Recorded data —
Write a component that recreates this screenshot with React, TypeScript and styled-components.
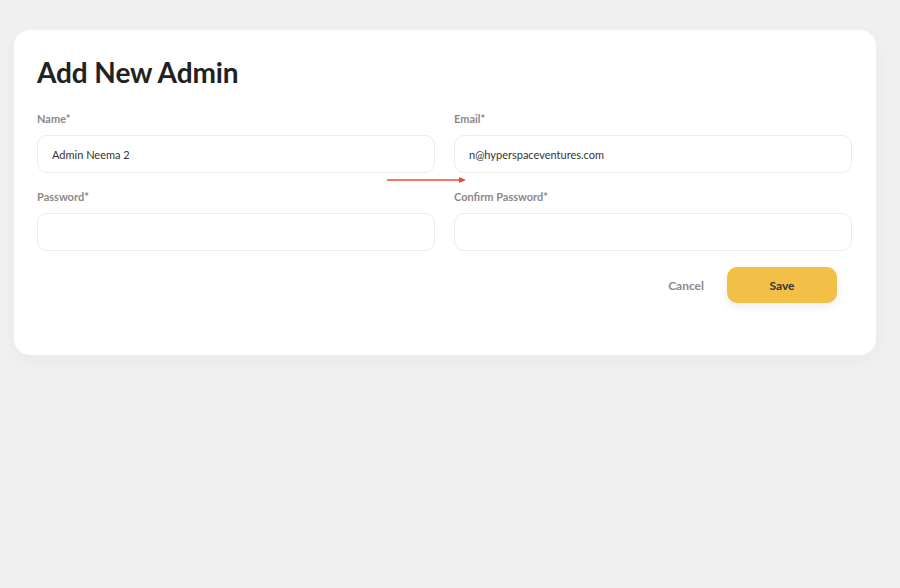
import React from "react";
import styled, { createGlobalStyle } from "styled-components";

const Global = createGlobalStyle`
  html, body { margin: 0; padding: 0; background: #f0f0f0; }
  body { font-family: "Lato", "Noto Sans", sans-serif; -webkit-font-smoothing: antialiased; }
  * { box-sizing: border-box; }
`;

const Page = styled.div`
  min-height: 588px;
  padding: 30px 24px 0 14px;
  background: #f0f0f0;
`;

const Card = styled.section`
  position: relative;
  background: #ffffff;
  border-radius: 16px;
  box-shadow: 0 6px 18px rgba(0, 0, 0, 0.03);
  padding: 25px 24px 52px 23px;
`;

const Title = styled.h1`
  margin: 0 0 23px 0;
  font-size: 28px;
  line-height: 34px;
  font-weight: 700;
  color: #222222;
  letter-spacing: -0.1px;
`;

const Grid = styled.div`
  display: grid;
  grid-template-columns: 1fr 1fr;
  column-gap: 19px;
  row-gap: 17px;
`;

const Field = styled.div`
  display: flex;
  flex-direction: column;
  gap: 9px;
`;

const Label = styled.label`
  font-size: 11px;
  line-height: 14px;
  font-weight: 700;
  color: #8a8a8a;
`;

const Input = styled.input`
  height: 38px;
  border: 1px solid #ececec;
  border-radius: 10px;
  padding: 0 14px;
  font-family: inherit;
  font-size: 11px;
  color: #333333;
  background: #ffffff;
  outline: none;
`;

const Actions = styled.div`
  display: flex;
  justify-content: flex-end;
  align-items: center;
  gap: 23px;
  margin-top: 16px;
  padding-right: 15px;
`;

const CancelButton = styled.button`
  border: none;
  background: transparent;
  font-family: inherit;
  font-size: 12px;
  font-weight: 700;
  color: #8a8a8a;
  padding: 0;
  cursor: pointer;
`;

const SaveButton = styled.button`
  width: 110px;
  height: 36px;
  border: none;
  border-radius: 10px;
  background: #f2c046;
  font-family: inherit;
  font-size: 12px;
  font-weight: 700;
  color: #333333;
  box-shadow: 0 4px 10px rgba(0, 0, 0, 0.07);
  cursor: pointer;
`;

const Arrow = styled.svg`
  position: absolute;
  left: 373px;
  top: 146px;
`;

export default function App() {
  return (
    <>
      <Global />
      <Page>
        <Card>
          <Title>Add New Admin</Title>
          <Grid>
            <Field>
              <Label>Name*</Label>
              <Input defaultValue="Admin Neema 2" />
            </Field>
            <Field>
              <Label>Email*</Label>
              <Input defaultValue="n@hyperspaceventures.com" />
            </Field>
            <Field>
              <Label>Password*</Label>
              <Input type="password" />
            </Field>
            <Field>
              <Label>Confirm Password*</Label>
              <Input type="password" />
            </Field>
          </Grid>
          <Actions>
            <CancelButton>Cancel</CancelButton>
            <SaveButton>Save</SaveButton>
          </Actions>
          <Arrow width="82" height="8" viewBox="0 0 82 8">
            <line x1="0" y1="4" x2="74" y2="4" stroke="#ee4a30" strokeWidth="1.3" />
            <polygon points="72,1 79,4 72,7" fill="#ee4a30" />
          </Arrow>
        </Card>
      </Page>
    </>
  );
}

Given exercise — Drop the images and repeat the data exactly.

Complete response —
Write a component that recreates this screenshot with React, TypeScript and styled-components.
import React from "react";
import styled, { createGlobalStyle } from "styled-components";

const Global = createGlobalStyle`
  html, body { margin: 0; padding: 0; background: #f0f0f0; }
  body { font-family: "Lato", "Noto Sans", sans-serif; -webkit-font-smoothing: antialiased; }
  * { box-sizing: border-box; }
`;

const Page = styled.div`
  min-height: 588px;
  padding: 30px 24px 0 14px;
  background: #f0f0f0;
`;

const Card = styled.section`
  position: relative;
  background: #ffffff;
  border-radius: 16px;
  box-shadow: 0 6px 18px rgba(0, 0, 0, 0.03);
  padding: 25px 24px 52px 23px;
`;

const Title = styled.h1`
  margin: 0 0 23px 0;
  font-size: 28px;
  line-height: 34px;
  font-weight: 700;
  color: #222222;
  letter-spacing: -0.1px;
`;

const Grid = styled.div`
  display: grid;
  grid-template-columns: 1fr 1fr;
  column-gap: 19px;
  row-gap: 17px;
`;

const Field = styled.div`
  display: flex;
  flex-direction: column;
  gap: 9px;
`;

const Label = styled.label`
  font-size: 11px;
  line-height: 14px;
  font-weight: 700;
  color: #8a8a8a;
`;

const Input = styled.input`
  height: 38px;
  border: 1px solid #ececec;
  border-radius: 10px;
  padding: 0 14px;
  font-family: inherit;
  font-size: 11px;
  color: #333333;
  background: #ffffff;
  outline: none;
`;

const Actions = styled.div`
  display: flex;
  justify-content: flex-end;
  align-items: center;
  gap: 23px;
  margin-top: 16px;
  padding-right: 15px;
`;

const CancelButton = styled.button`
  border: none;
  background: transparent;
  font-family: inherit;
  font-size: 12px;
  font-weight: 700;
  color: #8a8a8a;
  padding: 0;
  cursor: pointer;
`;

const SaveButton = styled.button`
  width: 110px;
  height: 36px;
  border: none;
  border-radius: 10px;
  background: #f2c046;
  font-family: inherit;
  font-size: 12px;
  font-weight: 700;
  color: #333333;
  box-shadow: 0 4px 10px rgba(0, 0, 0, 0.07);
  cursor: pointer;
`;

const Arrow = styled.svg`
  position: absolute;
  left: 373px;
  top: 146px;
`;

export default function App() {
  return (
    <>
      <Global />
      <Page>
        <Card>
          <Title>Add New Admin</Title>
          <Grid>
            <Field>
              <Label>Name*</Label>
              <Input defaultValue="Admin Neema 2" />
            </Field>
            <Field>
              <Label>Email*</Label>
              <Input defaultValue="n@hyperspaceventures.com" />
            </Field>
            <Field>
              <Label>Password*</Label>
              <Input type="password" />
            </Field>
            <Field>
              <Label>Confirm Password*</Label>
              <Input type="password" />
            </Field>
          </Grid>
          <Actions>
            <CancelButton>Cancel</CancelButton>
            <SaveButton>Save</SaveButton>
          </Actions>
          <Arrow width="82" height="8" viewBox="0 0 82 8">
            <line x1="0" y1="4" x2="74" y2="4" stroke="#ee4a30" strokeWidth="1.3" />
            <polygon points="72,1 79,4 72,7" fill="#ee4a30" />
          </Arrow>
        </Card>
      </Page>
    </>
  );
}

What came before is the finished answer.